Pictures within the data are to be left out; everything else must be reproduced exactly.
--- BEGIN INFORMATION SUPPLIED ---
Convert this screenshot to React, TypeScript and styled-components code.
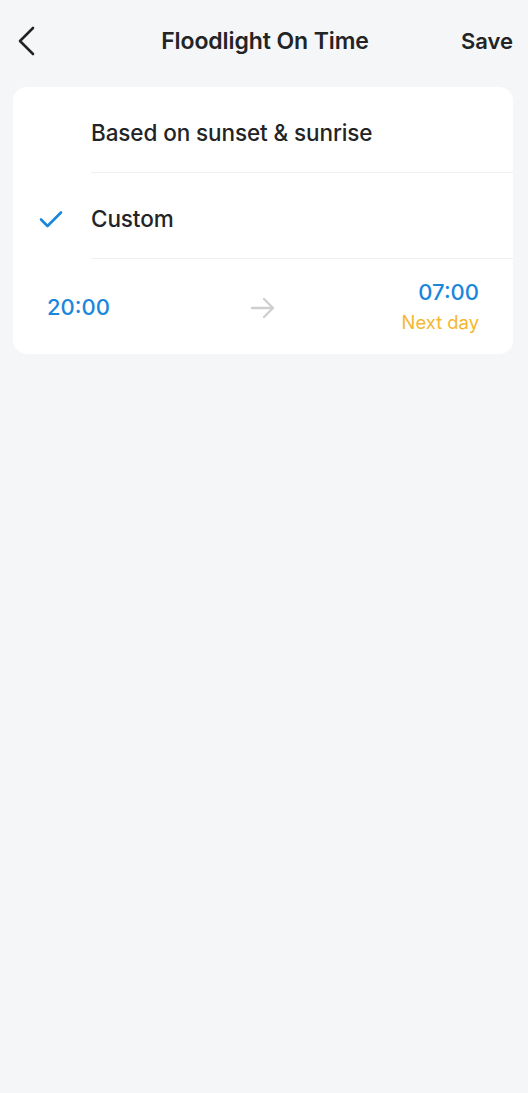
import styled, { createGlobalStyle } from 'styled-components';

const GlobalStyle = createGlobalStyle`
	html, body {
		margin: 0;
		padding: 0;
		background: #f5f6f8;
	}
	body {
		font-family: Inter, 'Noto Sans', sans-serif;
		color: #222426;
	}
`;

const options = [
	{ id: 'sun', label: 'Based on sunset & sunrise', checked: false },
	{ id: 'custom', label: 'Custom', checked: true },
];

const App = () => {
	return (
		<Page>
			<GlobalStyle />
			<Header>
				<BackButton aria-label="Back">
					<svg width="18" height="30" viewBox="0 0 18 30" fill="none">
						<path d="M16 2 L3 15 L16 28" stroke="#222426" strokeWidth="2.6" strokeLinecap="round" strokeLinejoin="round" />
					</svg>
				</BackButton>
				<Title>Floodlight On Time</Title>
				<SaveButton>Save</SaveButton>
			</Header>

			<Card>
				{options.map((opt) => (
					<OptionRow key={opt.id}>
						<CheckSlot>
							{opt.checked && (
								<svg width="24" height="18" viewBox="0 0 24 18" fill="none">
									<path d="M2 9.5 L8.5 16 L22 2.5" stroke="#1a87dc" strokeWidth="2.6" strokeLinecap="round" strokeLinejoin="round" />
								</svg>
							)}
						</CheckSlot>
						<OptionLabel>{opt.label}</OptionLabel>
					</OptionRow>
				))}
				<TimeRow>
					<TimeValue>20:00</TimeValue>
					<Arrow>
						<svg width="26" height="22" viewBox="0 0 26 22" fill="none">
							<path d="M2 11 H23 M14 2 L23 11 L14 20" stroke="#cfcfd1" strokeWidth="2.4" strokeLinecap="round" strokeLinejoin="round" />
						</svg>
					</Arrow>
					<EndTime>
						<TimeValue>07:00</TimeValue>
						<NextDay>Next day</NextDay>
					</EndTime>
				</TimeRow>
			</Card>
		</Page>
	);
};
export default App;

const Page = styled.div`
	min-height: 100vh;
	background: #f5f6f8;
	display: flex;
	flex-direction: column;
`;

const Header = styled.header`
	height: 87px;
	display: grid;
	grid-template-columns: 80px 1fr 80px;
	align-items: center;
	padding: 0 15px 6px 17px;
	box-sizing: border-box;
`;

const BackButton = styled.button`
	border: none;
	background: none;
	padding: 0;
	width: 30px;
	height: 36px;
	display: flex;
	align-items: center;
	cursor: pointer;
`;

const Title = styled.h1`
	margin: 0;
	text-align: center;
	font-size: 23px;
	font-weight: 600;
	color: #222426;
	letter-spacing: -0.1px;
`;

const SaveButton = styled.button`
	justify-self: end;
	border: none;
	background: none;
	padding: 0;
	font-family: inherit;
	font-size: 22px;
	font-weight: 600;
	color: #222426;
	cursor: pointer;
`;

const Card = styled.section`
	margin: 0 15px 0 13px;
	background: #ffffff;
	border-radius: 14px;
	overflow: hidden;
`;

const OptionRow = styled.div`
	display: flex;
	align-items: stretch;
	height: 86px;
`;

const CheckSlot = styled.div`
	width: 78px;
	display: flex;
	align-items: center;
	padding: 6px 0 0 26px;
	box-sizing: border-box;
`;

const OptionLabel = styled.div`
	flex: 1;
	display: flex;
	align-items: center;
	padding-top: 6px;
	font-size: 22.5px;
	font-weight: 500;
	color: #222426;
	border-bottom: 1px solid #eeeff1;
	letter-spacing: -0.1px;
`;

const TimeRow = styled.div`
	height: 95px;
	display: grid;
	grid-template-columns: 1fr auto 1fr;
	align-items: center;
	padding: 0 34px;
`;

const TimeValue = styled.div`
	font-size: 22px;
	font-weight: 500;
	color: #1a87dc;
`;

const Arrow = styled.div`
	display: flex;
	align-items: center;
	padding-top: 2px;
`;

const EndTime = styled.div`
	justify-self: end;
	display: flex;
	flex-direction: column;
	align-items: flex-end;
	gap: 6px;
	margin-top: -2px;
`;

const NextDay = styled.div`
	font-size: 18.4px;
	color: #f5b730;
`;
--- END INFORMATION SUPPLIED ---
TASK RESULT
Convert this screenshot to React, TypeScript and styled-components code.
import styled, { createGlobalStyle } from 'styled-components';

const GlobalStyle = createGlobalStyle`
	html, body {
		margin: 0;
		padding: 0;
		background: #f5f6f8;
	}
	body {
		font-family: Inter, 'Noto Sans', sans-serif;
		color: #222426;
	}
`;

const options = [
	{ id: 'sun', label: 'Based on sunset & sunrise', checked: false },
	{ id: 'custom', label: 'Custom', checked: true },
];

const App = () => {
	return (
		<Page>
			<GlobalStyle />
			<Header>
				<BackButton aria-label="Back">
					<svg width="18" height="30" viewBox="0 0 18 30" fill="none">
						<path d="M16 2 L3 15 L16 28" stroke="#222426" strokeWidth="2.6" strokeLinecap="round" strokeLinejoin="round" />
					</svg>
				</BackButton>
				<Title>Floodlight On Time</Title>
				<SaveButton>Save</SaveButton>
			</Header>

			<Card>
				{options.map((opt) => (
					<OptionRow key={opt.id}>
						<CheckSlot>
							{opt.checked && (
								<svg width="24" height="18" viewBox="0 0 24 18" fill="none">
									<path d="M2 9.5 L8.5 16 L22 2.5" stroke="#1a87dc" strokeWidth="2.6" strokeLinecap="round" strokeLinejoin="round" />
								</svg>
							)}
						</CheckSlot>
						<OptionLabel>{opt.label}</OptionLabel>
					</OptionRow>
				))}
				<TimeRow>
					<TimeValue>20:00</TimeValue>
					<Arrow>
						<svg width="26" height="22" viewBox="0 0 26 22" fill="none">
							<path d="M2 11 H23 M14 2 L23 11 L14 20" stroke="#cfcfd1" strokeWidth="2.4" strokeLinecap="round" strokeLinejoin="round" />
						</svg>
					</Arrow>
					<EndTime>
						<TimeValue>07:00</TimeValue>
						<NextDay>Next day</NextDay>
					</EndTime>
				</TimeRow>
			</Card>
		</Page>
	);
};
export default App;

const Page = styled.div`
	min-height: 100vh;
	background: #f5f6f8;
	display: flex;
	flex-direction: column;
`;

const Header = styled.header`
	height: 87px;
	display: grid;
	grid-template-columns: 80px 1fr 80px;
	align-items: center;
	padding: 0 15px 6px 17px;
	box-sizing: border-box;
`;

const BackButton = styled.button`
	border: none;
	background: none;
	padding: 0;
	width: 30px;
	height: 36px;
	display: flex;
	align-items: center;
	cursor: pointer;
`;

const Title = styled.h1`
	margin: 0;
	text-align: center;
	font-size: 23px;
	font-weight: 600;
	color: #222426;
	letter-spacing: -0.1px;
`;

const SaveButton = styled.button`
	justify-self: end;
	border: none;
	background: none;
	padding: 0;
	font-family: inherit;
	font-size: 22px;
	font-weight: 600;
	color: #222426;
	cursor: pointer;
`;

const Card = styled.section`
	margin: 0 15px 0 13px;
	background: #ffffff;
	border-radius: 14px;
	overflow: hidden;
`;

const OptionRow = styled.div`
	display: flex;
	align-items: stretch;
	height: 86px;
`;

const CheckSlot = styled.div`
	width: 78px;
	display: flex;
	align-items: center;
	padding: 6px 0 0 26px;
	box-sizing: border-box;
`;

const OptionLabel = styled.div`
	flex: 1;
	display: flex;
	align-items: center;
	padding-top: 6px;
	font-size: 22.5px;
	font-weight: 500;
	color: #222426;
	border-bottom: 1px solid #eeeff1;
	letter-spacing: -0.1px;
`;

const TimeRow = styled.div`
	height: 95px;
	display: grid;
	grid-template-columns: 1fr auto 1fr;
	align-items: center;
	padding: 0 34px;
`;

const TimeValue = styled.div`
	font-size: 22px;
	font-weight: 500;
	color: #1a87dc;
`;

const Arrow = styled.div`
	display: flex;
	align-items: center;
	padding-top: 2px;
`;

const EndTime = styled.div`
	justify-self: end;
	display: flex;
	flex-direction: column;
	align-items: flex-end;
	gap: 6px;
	margin-top: -2px;
`;

const NextDay = styled.div`
	font-size: 18.4px;
	color: #f5b730;
`;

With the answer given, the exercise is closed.